§ GIVEN MATERIAL
•••
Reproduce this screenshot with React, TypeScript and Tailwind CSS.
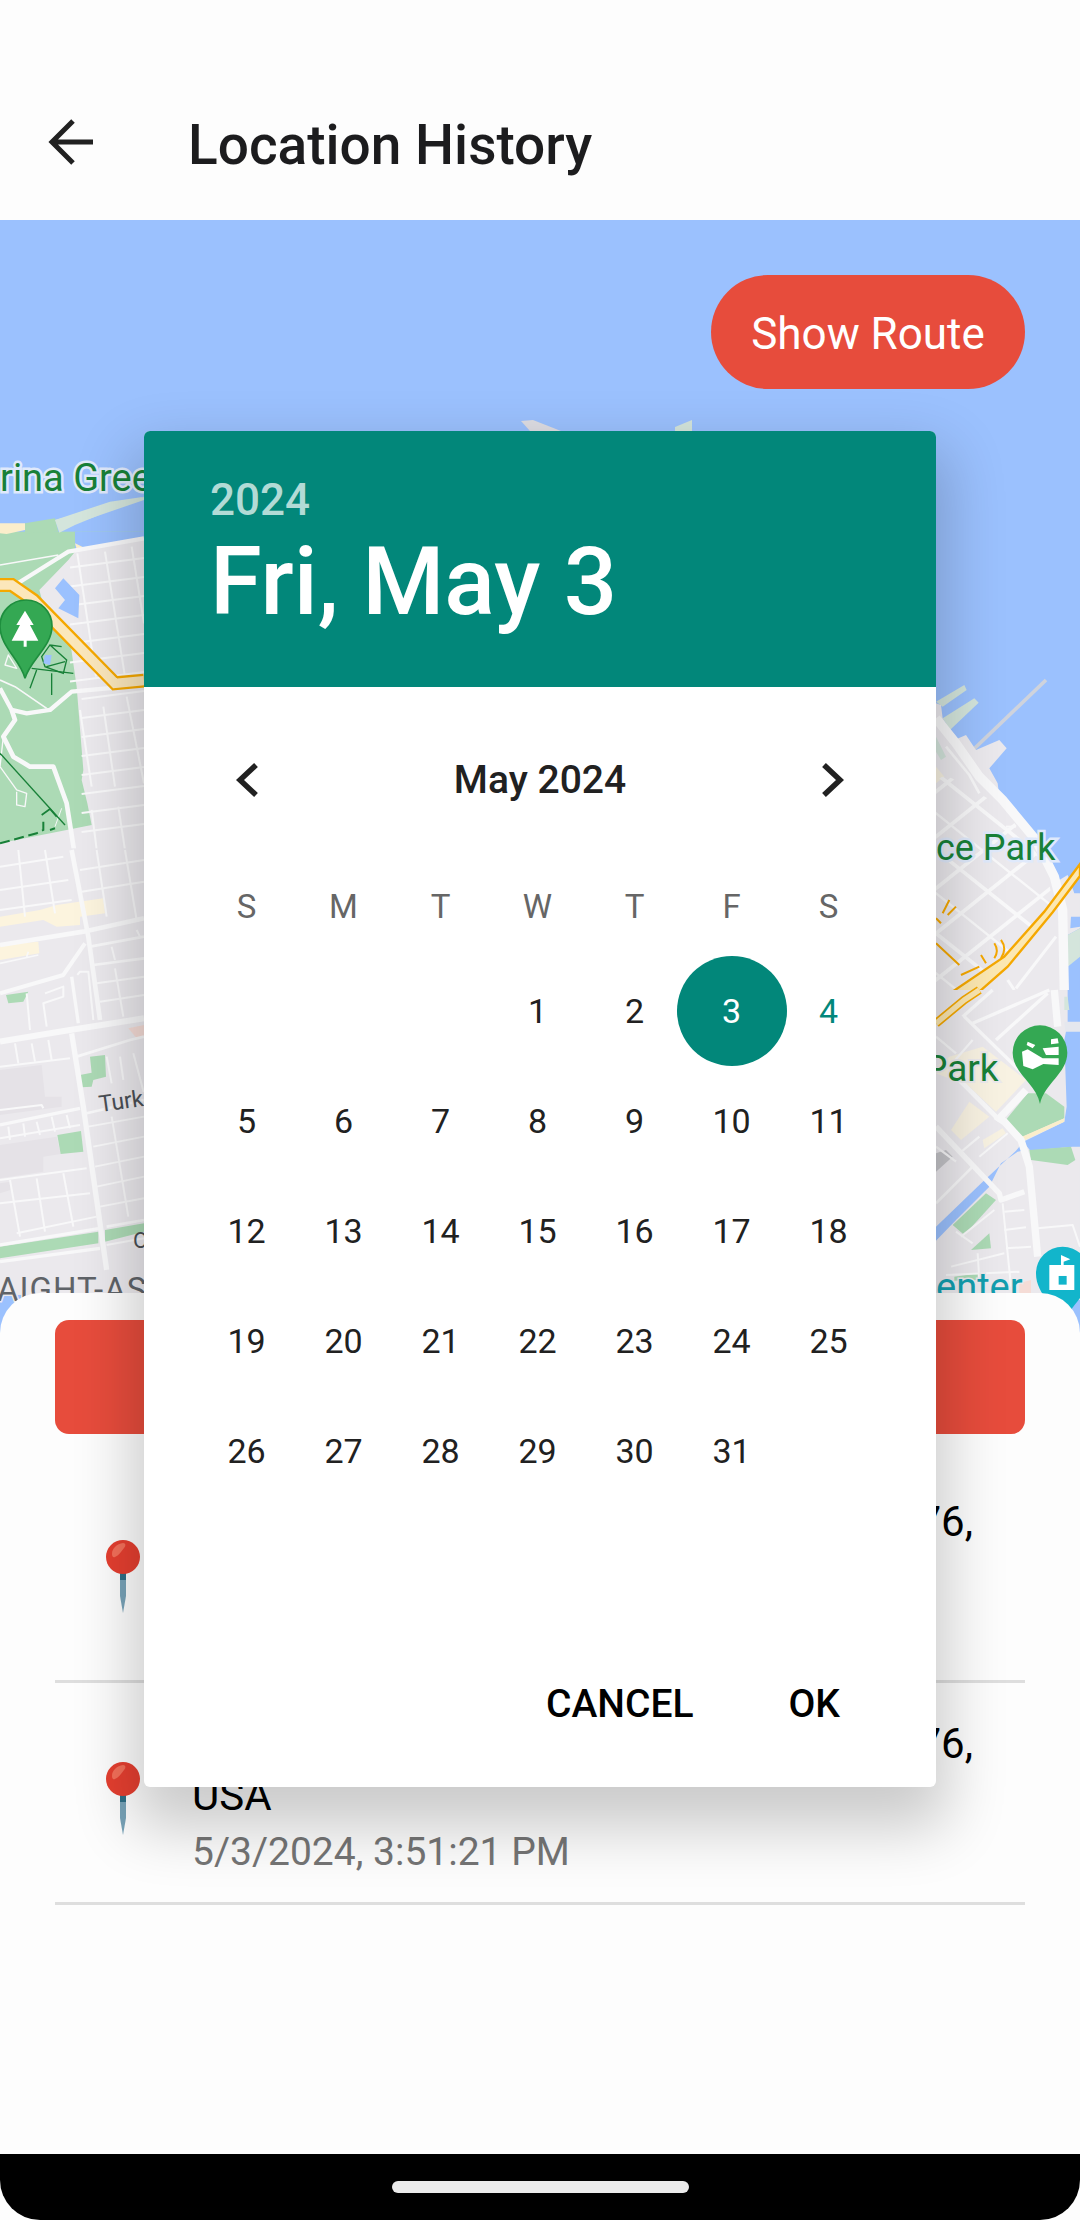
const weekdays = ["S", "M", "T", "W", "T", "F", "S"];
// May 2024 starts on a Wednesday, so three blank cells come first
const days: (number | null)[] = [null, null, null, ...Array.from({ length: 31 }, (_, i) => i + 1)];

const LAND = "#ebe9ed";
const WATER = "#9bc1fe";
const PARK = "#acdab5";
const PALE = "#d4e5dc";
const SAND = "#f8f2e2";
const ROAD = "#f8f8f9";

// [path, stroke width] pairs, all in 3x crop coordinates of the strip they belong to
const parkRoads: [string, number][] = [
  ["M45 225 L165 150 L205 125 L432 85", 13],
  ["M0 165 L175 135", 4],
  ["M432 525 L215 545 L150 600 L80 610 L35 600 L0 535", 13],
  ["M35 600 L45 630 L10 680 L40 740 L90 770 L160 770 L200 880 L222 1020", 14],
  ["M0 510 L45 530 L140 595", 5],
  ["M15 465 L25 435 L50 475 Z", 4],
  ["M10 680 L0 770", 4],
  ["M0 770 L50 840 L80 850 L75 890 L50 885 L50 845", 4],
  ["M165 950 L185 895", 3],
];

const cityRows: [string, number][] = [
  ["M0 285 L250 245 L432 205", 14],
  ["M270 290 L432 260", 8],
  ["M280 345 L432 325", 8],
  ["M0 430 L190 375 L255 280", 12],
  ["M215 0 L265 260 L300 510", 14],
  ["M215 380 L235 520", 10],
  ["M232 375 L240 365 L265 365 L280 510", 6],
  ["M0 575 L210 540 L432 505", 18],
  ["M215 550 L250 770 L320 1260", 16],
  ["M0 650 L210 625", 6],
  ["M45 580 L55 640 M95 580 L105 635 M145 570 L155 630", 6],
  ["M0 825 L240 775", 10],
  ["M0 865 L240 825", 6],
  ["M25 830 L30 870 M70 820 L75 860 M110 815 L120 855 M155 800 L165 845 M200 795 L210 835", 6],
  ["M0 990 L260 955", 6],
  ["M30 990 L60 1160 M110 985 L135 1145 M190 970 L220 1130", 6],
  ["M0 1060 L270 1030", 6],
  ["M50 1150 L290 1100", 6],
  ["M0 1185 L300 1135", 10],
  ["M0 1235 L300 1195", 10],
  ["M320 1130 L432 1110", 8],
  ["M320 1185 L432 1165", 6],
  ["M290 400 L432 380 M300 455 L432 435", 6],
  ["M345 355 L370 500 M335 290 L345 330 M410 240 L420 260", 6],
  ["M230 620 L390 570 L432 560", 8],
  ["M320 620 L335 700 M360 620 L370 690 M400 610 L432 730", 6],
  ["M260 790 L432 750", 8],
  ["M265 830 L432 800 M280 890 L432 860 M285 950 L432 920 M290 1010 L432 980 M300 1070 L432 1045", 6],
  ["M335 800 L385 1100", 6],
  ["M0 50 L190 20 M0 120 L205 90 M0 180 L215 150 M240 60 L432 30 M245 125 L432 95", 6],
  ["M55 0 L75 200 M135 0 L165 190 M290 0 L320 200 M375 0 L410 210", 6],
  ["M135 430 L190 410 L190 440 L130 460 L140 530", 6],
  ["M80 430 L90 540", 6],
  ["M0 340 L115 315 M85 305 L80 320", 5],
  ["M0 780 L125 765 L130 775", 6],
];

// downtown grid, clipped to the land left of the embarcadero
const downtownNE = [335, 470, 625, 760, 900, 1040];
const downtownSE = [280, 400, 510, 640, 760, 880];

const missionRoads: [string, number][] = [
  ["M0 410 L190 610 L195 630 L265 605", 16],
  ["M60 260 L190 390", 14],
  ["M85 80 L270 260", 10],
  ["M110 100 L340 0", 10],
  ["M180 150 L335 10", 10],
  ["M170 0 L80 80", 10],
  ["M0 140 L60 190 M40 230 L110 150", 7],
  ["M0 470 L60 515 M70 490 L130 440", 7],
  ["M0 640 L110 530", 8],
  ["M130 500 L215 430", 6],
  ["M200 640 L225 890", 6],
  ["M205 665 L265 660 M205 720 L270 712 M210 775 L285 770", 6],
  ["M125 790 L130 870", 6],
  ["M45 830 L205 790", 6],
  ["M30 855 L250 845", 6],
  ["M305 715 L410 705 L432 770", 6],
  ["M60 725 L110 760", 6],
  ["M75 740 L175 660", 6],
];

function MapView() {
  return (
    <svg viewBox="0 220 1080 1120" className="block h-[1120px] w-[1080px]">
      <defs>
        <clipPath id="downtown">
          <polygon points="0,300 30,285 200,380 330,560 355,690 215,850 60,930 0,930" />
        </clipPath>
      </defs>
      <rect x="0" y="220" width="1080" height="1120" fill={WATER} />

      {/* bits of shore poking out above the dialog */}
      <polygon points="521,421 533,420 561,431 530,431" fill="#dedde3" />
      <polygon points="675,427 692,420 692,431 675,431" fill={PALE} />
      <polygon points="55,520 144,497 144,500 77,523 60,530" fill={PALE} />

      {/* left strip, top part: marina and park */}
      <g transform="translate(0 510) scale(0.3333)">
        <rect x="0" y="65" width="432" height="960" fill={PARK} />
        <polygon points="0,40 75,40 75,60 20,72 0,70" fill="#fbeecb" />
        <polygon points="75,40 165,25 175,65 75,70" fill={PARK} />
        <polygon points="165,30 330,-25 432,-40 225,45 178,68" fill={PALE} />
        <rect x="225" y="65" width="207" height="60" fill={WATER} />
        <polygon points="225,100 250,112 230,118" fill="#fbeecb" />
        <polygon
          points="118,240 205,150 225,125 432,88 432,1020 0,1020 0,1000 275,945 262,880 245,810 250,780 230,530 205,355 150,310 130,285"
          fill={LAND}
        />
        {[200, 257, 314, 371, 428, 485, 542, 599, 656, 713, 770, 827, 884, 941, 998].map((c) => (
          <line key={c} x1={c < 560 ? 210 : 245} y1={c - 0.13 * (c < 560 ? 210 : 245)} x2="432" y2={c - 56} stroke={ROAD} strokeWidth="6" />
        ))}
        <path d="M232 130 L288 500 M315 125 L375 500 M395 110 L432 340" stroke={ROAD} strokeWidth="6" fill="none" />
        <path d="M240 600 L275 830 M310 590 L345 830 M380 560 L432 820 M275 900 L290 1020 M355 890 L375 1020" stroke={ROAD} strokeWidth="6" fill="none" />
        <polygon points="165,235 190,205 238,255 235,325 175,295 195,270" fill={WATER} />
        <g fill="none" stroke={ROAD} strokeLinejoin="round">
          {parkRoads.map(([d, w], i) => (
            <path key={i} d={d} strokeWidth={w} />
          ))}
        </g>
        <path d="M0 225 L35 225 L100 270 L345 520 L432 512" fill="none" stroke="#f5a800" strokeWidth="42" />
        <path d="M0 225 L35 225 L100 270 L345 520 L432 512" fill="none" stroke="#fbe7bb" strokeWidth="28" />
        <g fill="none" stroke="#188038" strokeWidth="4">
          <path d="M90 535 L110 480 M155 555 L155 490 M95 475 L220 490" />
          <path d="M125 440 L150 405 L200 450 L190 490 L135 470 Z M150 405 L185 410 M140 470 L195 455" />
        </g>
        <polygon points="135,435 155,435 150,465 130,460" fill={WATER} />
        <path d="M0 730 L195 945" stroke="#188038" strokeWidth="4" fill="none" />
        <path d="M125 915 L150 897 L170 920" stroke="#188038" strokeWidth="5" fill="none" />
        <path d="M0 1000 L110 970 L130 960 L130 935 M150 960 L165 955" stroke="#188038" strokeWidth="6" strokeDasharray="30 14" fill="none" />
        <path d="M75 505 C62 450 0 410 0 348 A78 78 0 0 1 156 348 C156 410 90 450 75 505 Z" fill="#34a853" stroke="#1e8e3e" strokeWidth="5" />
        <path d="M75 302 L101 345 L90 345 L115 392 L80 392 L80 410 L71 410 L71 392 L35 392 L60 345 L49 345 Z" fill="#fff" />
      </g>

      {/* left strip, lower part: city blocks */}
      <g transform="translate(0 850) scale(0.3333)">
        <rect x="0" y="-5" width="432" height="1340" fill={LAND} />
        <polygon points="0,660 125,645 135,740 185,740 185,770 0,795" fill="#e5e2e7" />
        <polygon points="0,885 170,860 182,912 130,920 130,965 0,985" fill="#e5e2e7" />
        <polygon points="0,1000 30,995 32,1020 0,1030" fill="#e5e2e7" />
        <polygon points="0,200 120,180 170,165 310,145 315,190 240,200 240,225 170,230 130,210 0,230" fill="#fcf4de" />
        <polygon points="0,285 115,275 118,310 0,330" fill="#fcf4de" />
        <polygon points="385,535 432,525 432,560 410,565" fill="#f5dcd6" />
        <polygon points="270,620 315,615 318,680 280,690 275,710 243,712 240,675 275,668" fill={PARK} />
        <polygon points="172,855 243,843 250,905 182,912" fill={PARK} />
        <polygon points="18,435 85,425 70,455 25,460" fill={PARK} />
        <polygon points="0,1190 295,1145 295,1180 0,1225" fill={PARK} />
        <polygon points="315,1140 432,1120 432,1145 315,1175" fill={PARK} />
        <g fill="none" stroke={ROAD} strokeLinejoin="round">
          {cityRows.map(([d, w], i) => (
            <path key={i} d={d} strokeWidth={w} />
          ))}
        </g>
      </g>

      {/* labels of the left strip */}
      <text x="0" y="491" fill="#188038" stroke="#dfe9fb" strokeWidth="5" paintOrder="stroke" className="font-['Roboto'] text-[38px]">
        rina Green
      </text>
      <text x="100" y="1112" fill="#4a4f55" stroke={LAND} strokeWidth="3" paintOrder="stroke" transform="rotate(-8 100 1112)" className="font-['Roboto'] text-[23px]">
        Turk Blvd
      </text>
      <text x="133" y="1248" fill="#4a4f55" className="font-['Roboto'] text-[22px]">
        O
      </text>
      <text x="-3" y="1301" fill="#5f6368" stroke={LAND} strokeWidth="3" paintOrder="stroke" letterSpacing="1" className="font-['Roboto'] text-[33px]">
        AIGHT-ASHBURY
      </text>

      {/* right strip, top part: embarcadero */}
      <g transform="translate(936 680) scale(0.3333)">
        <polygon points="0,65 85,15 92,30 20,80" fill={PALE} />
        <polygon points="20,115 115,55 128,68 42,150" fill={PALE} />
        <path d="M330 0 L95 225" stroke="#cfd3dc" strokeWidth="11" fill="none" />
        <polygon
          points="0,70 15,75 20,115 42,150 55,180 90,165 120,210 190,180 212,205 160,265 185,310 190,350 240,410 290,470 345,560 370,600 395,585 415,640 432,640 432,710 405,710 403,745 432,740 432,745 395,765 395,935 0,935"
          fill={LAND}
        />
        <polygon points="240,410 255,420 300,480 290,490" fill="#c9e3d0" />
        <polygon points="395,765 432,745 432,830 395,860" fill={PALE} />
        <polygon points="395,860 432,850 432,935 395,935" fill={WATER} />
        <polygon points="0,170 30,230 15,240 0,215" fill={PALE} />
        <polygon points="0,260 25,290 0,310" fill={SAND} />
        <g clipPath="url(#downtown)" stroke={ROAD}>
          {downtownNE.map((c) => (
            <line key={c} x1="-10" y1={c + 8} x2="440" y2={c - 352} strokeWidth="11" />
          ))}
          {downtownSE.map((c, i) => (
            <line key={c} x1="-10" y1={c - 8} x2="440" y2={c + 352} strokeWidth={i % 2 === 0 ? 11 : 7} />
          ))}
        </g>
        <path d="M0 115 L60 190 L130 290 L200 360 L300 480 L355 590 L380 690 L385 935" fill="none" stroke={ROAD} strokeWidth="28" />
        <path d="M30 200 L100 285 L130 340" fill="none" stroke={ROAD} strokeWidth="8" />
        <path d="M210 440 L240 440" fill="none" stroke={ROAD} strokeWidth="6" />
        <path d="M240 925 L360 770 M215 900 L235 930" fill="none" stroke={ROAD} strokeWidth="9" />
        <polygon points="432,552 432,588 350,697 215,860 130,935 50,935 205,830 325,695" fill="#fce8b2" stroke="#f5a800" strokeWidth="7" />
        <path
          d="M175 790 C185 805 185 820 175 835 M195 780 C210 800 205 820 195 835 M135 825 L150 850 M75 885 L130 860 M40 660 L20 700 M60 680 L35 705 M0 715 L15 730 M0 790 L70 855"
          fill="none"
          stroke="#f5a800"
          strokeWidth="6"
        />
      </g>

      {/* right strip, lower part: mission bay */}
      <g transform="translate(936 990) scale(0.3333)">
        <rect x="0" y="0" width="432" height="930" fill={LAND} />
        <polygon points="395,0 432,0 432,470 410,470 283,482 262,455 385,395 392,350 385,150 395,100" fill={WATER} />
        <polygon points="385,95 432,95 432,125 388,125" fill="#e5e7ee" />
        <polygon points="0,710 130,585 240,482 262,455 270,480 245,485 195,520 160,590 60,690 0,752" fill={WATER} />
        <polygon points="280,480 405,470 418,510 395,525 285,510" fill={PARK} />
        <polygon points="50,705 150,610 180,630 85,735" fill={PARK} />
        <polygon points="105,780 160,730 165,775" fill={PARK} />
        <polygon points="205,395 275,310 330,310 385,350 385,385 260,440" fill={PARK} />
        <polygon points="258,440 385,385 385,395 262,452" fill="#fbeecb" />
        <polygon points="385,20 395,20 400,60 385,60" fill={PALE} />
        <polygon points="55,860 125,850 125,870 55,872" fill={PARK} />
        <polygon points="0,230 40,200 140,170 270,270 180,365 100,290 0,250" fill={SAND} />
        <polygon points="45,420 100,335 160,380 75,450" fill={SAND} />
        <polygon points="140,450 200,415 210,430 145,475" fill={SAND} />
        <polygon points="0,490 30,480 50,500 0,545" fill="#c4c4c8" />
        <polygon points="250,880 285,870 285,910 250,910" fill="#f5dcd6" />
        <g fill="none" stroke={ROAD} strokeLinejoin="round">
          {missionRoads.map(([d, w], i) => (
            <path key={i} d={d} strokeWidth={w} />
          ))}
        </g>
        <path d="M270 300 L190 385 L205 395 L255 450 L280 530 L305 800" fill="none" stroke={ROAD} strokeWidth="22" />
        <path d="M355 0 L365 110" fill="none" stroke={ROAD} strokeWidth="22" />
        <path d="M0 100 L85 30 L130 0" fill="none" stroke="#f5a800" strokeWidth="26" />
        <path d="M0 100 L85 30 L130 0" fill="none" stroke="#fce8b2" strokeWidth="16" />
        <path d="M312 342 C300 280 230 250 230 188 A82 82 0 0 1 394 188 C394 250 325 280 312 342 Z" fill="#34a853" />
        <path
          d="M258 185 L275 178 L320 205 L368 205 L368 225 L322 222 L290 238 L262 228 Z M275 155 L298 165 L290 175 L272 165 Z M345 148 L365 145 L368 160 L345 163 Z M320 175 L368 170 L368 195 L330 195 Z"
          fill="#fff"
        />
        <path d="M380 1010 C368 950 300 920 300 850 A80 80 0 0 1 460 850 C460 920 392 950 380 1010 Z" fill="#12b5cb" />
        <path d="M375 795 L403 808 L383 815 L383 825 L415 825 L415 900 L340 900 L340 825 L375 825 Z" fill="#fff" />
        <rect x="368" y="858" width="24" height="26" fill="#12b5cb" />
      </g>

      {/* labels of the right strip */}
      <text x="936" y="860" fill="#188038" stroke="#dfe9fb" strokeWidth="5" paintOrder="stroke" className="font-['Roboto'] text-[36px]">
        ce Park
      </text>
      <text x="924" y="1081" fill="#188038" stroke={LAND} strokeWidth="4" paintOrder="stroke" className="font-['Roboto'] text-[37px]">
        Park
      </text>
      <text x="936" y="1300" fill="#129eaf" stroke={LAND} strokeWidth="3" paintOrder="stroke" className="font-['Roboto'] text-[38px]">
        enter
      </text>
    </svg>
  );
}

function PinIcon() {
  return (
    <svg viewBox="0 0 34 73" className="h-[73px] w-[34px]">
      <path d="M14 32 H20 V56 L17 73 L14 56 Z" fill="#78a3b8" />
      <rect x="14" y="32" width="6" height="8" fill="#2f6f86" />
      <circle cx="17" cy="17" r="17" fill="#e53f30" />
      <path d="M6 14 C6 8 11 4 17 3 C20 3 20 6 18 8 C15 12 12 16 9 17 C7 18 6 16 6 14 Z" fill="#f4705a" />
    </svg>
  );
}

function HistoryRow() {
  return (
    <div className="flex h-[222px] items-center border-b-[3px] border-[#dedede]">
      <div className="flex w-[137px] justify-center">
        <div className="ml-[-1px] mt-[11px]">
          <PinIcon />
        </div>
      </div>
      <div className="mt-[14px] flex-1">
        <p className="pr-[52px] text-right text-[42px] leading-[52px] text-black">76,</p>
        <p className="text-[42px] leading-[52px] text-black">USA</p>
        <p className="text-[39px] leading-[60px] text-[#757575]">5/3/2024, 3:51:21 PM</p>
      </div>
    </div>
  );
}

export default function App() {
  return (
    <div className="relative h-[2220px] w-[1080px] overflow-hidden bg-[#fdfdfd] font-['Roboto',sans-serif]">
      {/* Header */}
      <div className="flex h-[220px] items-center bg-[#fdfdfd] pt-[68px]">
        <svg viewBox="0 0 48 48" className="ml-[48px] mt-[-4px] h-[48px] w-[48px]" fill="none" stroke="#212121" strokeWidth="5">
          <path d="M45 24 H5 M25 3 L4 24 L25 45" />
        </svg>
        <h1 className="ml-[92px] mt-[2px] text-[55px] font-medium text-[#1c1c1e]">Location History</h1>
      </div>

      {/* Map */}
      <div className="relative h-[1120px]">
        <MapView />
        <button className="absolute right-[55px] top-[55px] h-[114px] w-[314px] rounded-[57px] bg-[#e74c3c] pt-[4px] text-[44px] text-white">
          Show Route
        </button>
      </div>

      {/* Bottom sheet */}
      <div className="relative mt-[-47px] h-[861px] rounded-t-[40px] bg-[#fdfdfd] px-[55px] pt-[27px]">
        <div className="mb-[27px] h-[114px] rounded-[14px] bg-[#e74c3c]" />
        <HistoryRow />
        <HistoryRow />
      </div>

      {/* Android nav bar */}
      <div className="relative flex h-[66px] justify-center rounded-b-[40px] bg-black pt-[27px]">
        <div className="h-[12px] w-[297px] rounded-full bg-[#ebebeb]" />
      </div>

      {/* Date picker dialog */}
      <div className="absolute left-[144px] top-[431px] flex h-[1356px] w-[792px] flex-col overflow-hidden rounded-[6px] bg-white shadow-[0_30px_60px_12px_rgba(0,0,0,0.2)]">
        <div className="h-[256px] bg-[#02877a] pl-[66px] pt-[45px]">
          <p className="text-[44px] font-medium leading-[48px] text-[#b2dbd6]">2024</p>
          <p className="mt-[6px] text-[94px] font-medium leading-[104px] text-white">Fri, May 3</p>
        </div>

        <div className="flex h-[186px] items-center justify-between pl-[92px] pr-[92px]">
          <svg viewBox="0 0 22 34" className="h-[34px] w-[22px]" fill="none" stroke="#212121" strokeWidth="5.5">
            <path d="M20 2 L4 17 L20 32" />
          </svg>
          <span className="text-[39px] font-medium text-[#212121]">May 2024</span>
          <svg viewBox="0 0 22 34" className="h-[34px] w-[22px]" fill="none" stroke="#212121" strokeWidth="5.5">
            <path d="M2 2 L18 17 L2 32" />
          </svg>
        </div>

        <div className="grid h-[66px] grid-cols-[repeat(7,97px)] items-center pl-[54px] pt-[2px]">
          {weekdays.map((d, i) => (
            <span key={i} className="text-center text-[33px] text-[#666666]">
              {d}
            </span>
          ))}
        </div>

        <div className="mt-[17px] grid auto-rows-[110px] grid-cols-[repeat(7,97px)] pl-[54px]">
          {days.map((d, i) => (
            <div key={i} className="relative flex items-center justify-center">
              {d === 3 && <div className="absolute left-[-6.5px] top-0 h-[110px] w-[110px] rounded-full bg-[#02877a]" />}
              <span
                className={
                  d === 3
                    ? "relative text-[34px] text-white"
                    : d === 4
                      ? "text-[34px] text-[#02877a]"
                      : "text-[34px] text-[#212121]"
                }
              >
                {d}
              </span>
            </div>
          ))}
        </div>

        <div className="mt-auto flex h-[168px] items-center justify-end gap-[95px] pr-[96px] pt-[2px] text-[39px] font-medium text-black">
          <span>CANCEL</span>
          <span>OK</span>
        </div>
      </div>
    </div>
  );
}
•••
§ INSTRUCTIONS FOR THE TASK
Skip the pictures, please, and transcribe only the lines from the beginning of the material through the one that contains "const days: (number".

§ WORKED ANSWER
Reproduce this screenshot with React, TypeScript and Tailwind CSS.
const weekdays = ["S", "M", "T", "W", "T", "F", "S"];
// May 2024 starts on a Wednesday, so three blank cells come first
const days: (number | null)[] = [null, null, null, ...Array.from({ length: 31 }, (_, i) => i + 1)];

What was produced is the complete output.